▸ **WHAT IS NEEDED**
Leave out the pictures and transcribe everything else exactly.

▸ **PROVIDED MATERIAL**
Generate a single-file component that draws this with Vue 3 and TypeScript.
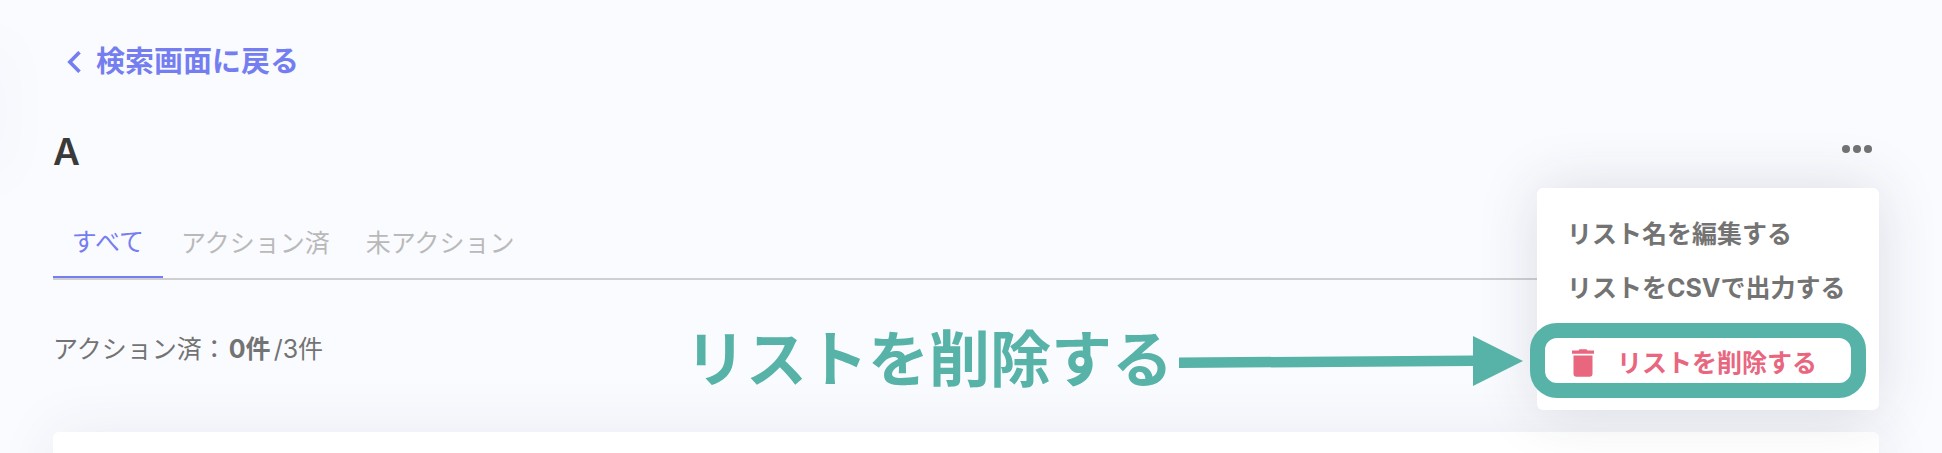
<script setup lang="ts">
import { ref } from 'vue'

interface Tab {
  id: string
  label: string
}

const tabs: Tab[] = [
  { id: 'all', label: 'すべて' },
  { id: 'done', label: 'アクション済' },
  { id: 'todo', label: '未アクション' },
]
const activeTab = ref('all')
const menuOpen = ref(true)
const doneCount = ref(0)
const totalCount = ref(3)
</script>

<template>
  <main class="page">
    <a class="back" href="#">
      <svg class="back-icon" viewBox="0 0 14 22" aria-hidden="true">
        <path d="M12.500 1.200 2.800 11l9.700 9.800" fill="none" stroke="currentColor" stroke-width="3.600" />
      </svg>
      検索画面に戻る
    </a>

    <header class="head">
      <h1 class="title">A</h1>
      <div class="more">
        <button class="more-button" type="button" aria-label="メニュー" :aria-expanded="menuOpen" @click="menuOpen = !menuOpen">
          <svg class="dots" viewBox="0 0 30 8" aria-hidden="true">
            <circle cx="4" cy="4" r="4" />
            <circle cx="15" cy="4" r="4" />
            <circle cx="26" cy="4" r="4" />
          </svg>
        </button>
        <div v-if="menuOpen" class="menu">
          <button class="item" type="button">リスト名を編集する</button>
          <button class="item" type="button">リストをCSVで出力する</button>
          <div class="danger">
            <button class="item delete" type="button">
              <svg class="trash" viewBox="0 -4 22 32" aria-hidden="true">
                <path d="M6.500 1.500 7.500.3h7l1 1.200H22v3.200H0V1.500zM1.500 6.500h19v18.200a3 3 0 0 1-3 3h-13a3 3 0 0 1-3-3z" />
              </svg>
              リストを削除する
            </button>
            <span class="ring"></span>
            <div class="callout">
              <span>リストを削除する</span>
              <svg class="arrow" viewBox="0 0 344 52" aria-hidden="true">
                <path d="M0 22.500 294 20.500V1l50 25-50 25V31L0 33z" />
              </svg>
            </div>
          </div>
        </div>
      </div>
    </header>

    <nav class="tabs">
      <button
        v-for="tab in tabs"
        :key="tab.id"
        class="tab"
        :class="{ active: tab.id === activeTab }"
        type="button"
        @click="activeTab = tab.id"
      >
        {{ tab.label }}
      </button>
    </nav>

    <p class="count">アクション済：<b>{{ doneCount }}件</b>/{{ totalCount }}件</p>

    <section class="card"></section>
  </main>
</template>

<style>
body {
  margin: 0;
  background: #fafbff;
}
</style>

<style scoped>
.page {
  position: relative;
  box-sizing: border-box;
  height: 100vh;
  overflow: hidden;
  display: flex;
  flex-direction: column;
  align-items: stretch;
  padding: 41px 63px 0 53px;
  background: #fafbff;
  color: #737373;
  font-family: Inter, "Noto Sans CJK JP", sans-serif;
  font-size: 25px;
}

.page > * {
  flex: none;
}

.page::before {
  content: "";
  position: absolute;
  left: -20px;
  top: 40px;
  width: 20px;
  height: 140px;
  box-shadow: 0 0 60px rgba(40, 50, 90, 0.05);
}

button {
  margin: 0;
  padding: 0;
  border: 0;
  background: none;
  color: inherit;
  font: inherit;
  cursor: pointer;
}

.back {
  display: flex;
  align-items: center;
  align-self: flex-start;
  gap: 15px;
  height: 42px;
  padding-left: 14px;
  color: #757ef0;
  font-size: 29px;
  font-weight: 700;
  line-height: 42px;
  text-decoration: none;
}

.back-icon {
  width: 14px;
  height: 22px;
}

.head {
  display: flex;
  align-items: flex-start;
  justify-content: space-between;
  height: 50px;
  margin-top: 44px;
}

.title {
  margin: 0;
  color: #3a3a3a;
  font-size: 37px;
  font-weight: 600;
  line-height: 50px;
}

.more {
  position: relative;
  z-index: 2;
  display: flex;
}

.more-button {
  display: flex;
  align-items: center;
  height: 44px;
  padding: 0 7px;
}

.dots {
  width: 30px;
  height: 8px;
  fill: #737373;
}

.menu {
  position: absolute;
  top: 61px;
  right: 0;
  box-sizing: border-box;
  width: 342px;
  padding: 17px 0 12px;
  border-radius: 6px;
  background: #fff;
  box-shadow: 0 0 60px rgba(40, 45, 60, 0.15);
}

.item {
  display: flex;
  align-items: center;
  width: 100%;
  height: 54px;
  padding-left: 30px;
  font-weight: 700;
  white-space: nowrap;
}

.danger {
  position: relative;
  margin-top: 10px;
}

.delete {
  gap: 23px;
  height: 75px;
  padding-left: 35px;
  color: #e9667f;
}

.trash {
  width: 22px;
  height: 32px;
  fill: currentColor;
}

.ring {
  position: absolute;
  inset: 0 13px 0 -7px;
  border: 15px solid #57b2a8;
  border-radius: 27px;
  pointer-events: none;
}

.callout {
  position: absolute;
  top: 0;
  right: 100%;
  display: flex;
  align-items: center;
  gap: 6px;
  height: 75px;
  margin-right: 14px;
  color: #57b2a8;
  font-size: 61px;
  font-weight: 700;
  line-height: 75px;
  white-space: nowrap;
}

.arrow {
  width: 344px;
  height: 52px;
  fill: currentColor;
}

.tabs {
  display: flex;
  height: 72px;
  margin-top: 29px;
  border-bottom: 2px solid #cfcfd2;
}

.tab {
  min-width: 110px;
  padding: 0 18px 3px;
  color: #b9b9b9;
}

.tab.active {
  border-bottom: 2px solid #757ef0;
  color: #757ef0;
}

.count {
  margin: 50px 0 0;
  line-height: 38px;
}

.count b {
  margin: 0 3px 0 2px;
}

.card {
  height: 300px;
  margin-top: 64px;
  border-radius: 6px;
  background: #fff;
  box-shadow: 0 0 60px rgba(40, 45, 80, 0.08);
}
</style>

▸ **FINISHED TASK**
Generate a single-file component that draws this with Vue 3 and TypeScript.
<script setup lang="ts">
import { ref } from 'vue'

interface Tab {
  id: string
  label: string
}

const tabs: Tab[] = [
  { id: 'all', label: 'すべて' },
  { id: 'done', label: 'アクション済' },
  { id: 'todo', label: '未アクション' },
]
const activeTab = ref('all')
const menuOpen = ref(true)
const doneCount = ref(0)
const totalCount = ref(3)
</script>

<template>
  <main class="page">
    <a class="back" href="#">
      <svg class="back-icon" viewBox="0 0 14 22" aria-hidden="true">
        <path d="M12.500 1.200 2.800 11l9.700 9.800" fill="none" stroke="currentColor" stroke-width="3.600" />
      </svg>
      検索画面に戻る
    </a>

    <header class="head">
      <h1 class="title">A</h1>
      <div class="more">
        <button class="more-button" type="button" aria-label="メニュー" :aria-expanded="menuOpen" @click="menuOpen = !menuOpen">
          <svg class="dots" viewBox="0 0 30 8" aria-hidden="true">
            <circle cx="4" cy="4" r="4" />
            <circle cx="15" cy="4" r="4" />
            <circle cx="26" cy="4" r="4" />
          </svg>
        </button>
        <div v-if="menuOpen" class="menu">
          <button class="item" type="button">リスト名を編集する</button>
          <button class="item" type="button">リストをCSVで出力する</button>
          <div class="danger">
            <button class="item delete" type="button">
              <svg class="trash" viewBox="0 -4 22 32" aria-hidden="true">
                <path d="M6.500 1.500 7.500.3h7l1 1.200H22v3.200H0V1.500zM1.500 6.500h19v18.200a3 3 0 0 1-3 3h-13a3 3 0 0 1-3-3z" />
              </svg>
              リストを削除する
            </button>
            <span class="ring"></span>
            <div class="callout">
              <span>リストを削除する</span>
              <svg class="arrow" viewBox="0 0 344 52" aria-hidden="true">
                <path d="M0 22.500 294 20.500V1l50 25-50 25V31L0 33z" />
              </svg>
            </div>
          </div>
        </div>
      </div>
    </header>

    <nav class="tabs">
      <button
        v-for="tab in tabs"
        :key="tab.id"
        class="tab"
        :class="{ active: tab.id === activeTab }"
        type="button"
        @click="activeTab = tab.id"
      >
        {{ tab.label }}
      </button>
    </nav>

    <p class="count">アクション済：<b>{{ doneCount }}件</b>/{{ totalCount }}件</p>

    <section class="card"></section>
  </main>
</template>

<style>
body {
  margin: 0;
  background: #fafbff;
}
</style>

<style scoped>
.page {
  position: relative;
  box-sizing: border-box;
  height: 100vh;
  overflow: hidden;
  display: flex;
  flex-direction: column;
  align-items: stretch;
  padding: 41px 63px 0 53px;
  background: #fafbff;
  color: #737373;
  font-family: Inter, "Noto Sans CJK JP", sans-serif;
  font-size: 25px;
}

.page > * {
  flex: none;
}

.page::before {
  content: "";
  position: absolute;
  left: -20px;
  top: 40px;
  width: 20px;
  height: 140px;
  box-shadow: 0 0 60px rgba(40, 50, 90, 0.05);
}

button {
  margin: 0;
  padding: 0;
  border: 0;
  background: none;
  color: inherit;
  font: inherit;
  cursor: pointer;
}

.back {
  display: flex;
  align-items: center;
  align-self: flex-start;
  gap: 15px;
  height: 42px;
  padding-left: 14px;
  color: #757ef0;
  font-size: 29px;
  font-weight: 700;
  line-height: 42px;
  text-decoration: none;
}

.back-icon {
  width: 14px;
  height: 22px;
}

.head {
  display: flex;
  align-items: flex-start;
  justify-content: space-between;
  height: 50px;
  margin-top: 44px;
}

.title {
  margin: 0;
  color: #3a3a3a;
  font-size: 37px;
  font-weight: 600;
  line-height: 50px;
}

.more {
  position: relative;
  z-index: 2;
  display: flex;
}

.more-button {
  display: flex;
  align-items: center;
  height: 44px;
  padding: 0 7px;
}

.dots {
  width: 30px;
  height: 8px;
  fill: #737373;
}

.menu {
  position: absolute;
  top: 61px;
  right: 0;
  box-sizing: border-box;
  width: 342px;
  padding: 17px 0 12px;
  border-radius: 6px;
  background: #fff;
  box-shadow: 0 0 60px rgba(40, 45, 60, 0.15);
}

.item {
  display: flex;
  align-items: center;
  width: 100%;
  height: 54px;
  padding-left: 30px;
  font-weight: 700;
  white-space: nowrap;
}

.danger {
  position: relative;
  margin-top: 10px;
}

.delete {
  gap: 23px;
  height: 75px;
  padding-left: 35px;
  color: #e9667f;
}

.trash {
  width: 22px;
  height: 32px;
  fill: currentColor;
}

.ring {
  position: absolute;
  inset: 0 13px 0 -7px;
  border: 15px solid #57b2a8;
  border-radius: 27px;
  pointer-events: none;
}

.callout {
  position: absolute;
  top: 0;
  right: 100%;
  display: flex;
  align-items: center;
  gap: 6px;
  height: 75px;
  margin-right: 14px;
  color: #57b2a8;
  font-size: 61px;
  font-weight: 700;
  line-height: 75px;
  white-space: nowrap;
}

.arrow {
  width: 344px;
  height: 52px;
  fill: currentColor;
}

.tabs {
  display: flex;
  height: 72px;
  margin-top: 29px;
  border-bottom: 2px solid #cfcfd2;
}

.tab {
  min-width: 110px;
  padding: 0 18px 3px;
  color: #b9b9b9;
}

.tab.active {
  border-bottom: 2px solid #757ef0;
  color: #757ef0;
}

.count {
  margin: 50px 0 0;
  line-height: 38px;
}

.count b {
  margin: 0 3px 0 2px;
}

.card {
  height: 300px;
  margin-top: 64px;
  border-radius: 6px;
  background: #fff;
  box-shadow: 0 0 60px rgba(40, 45, 80, 0.08);
}
</style>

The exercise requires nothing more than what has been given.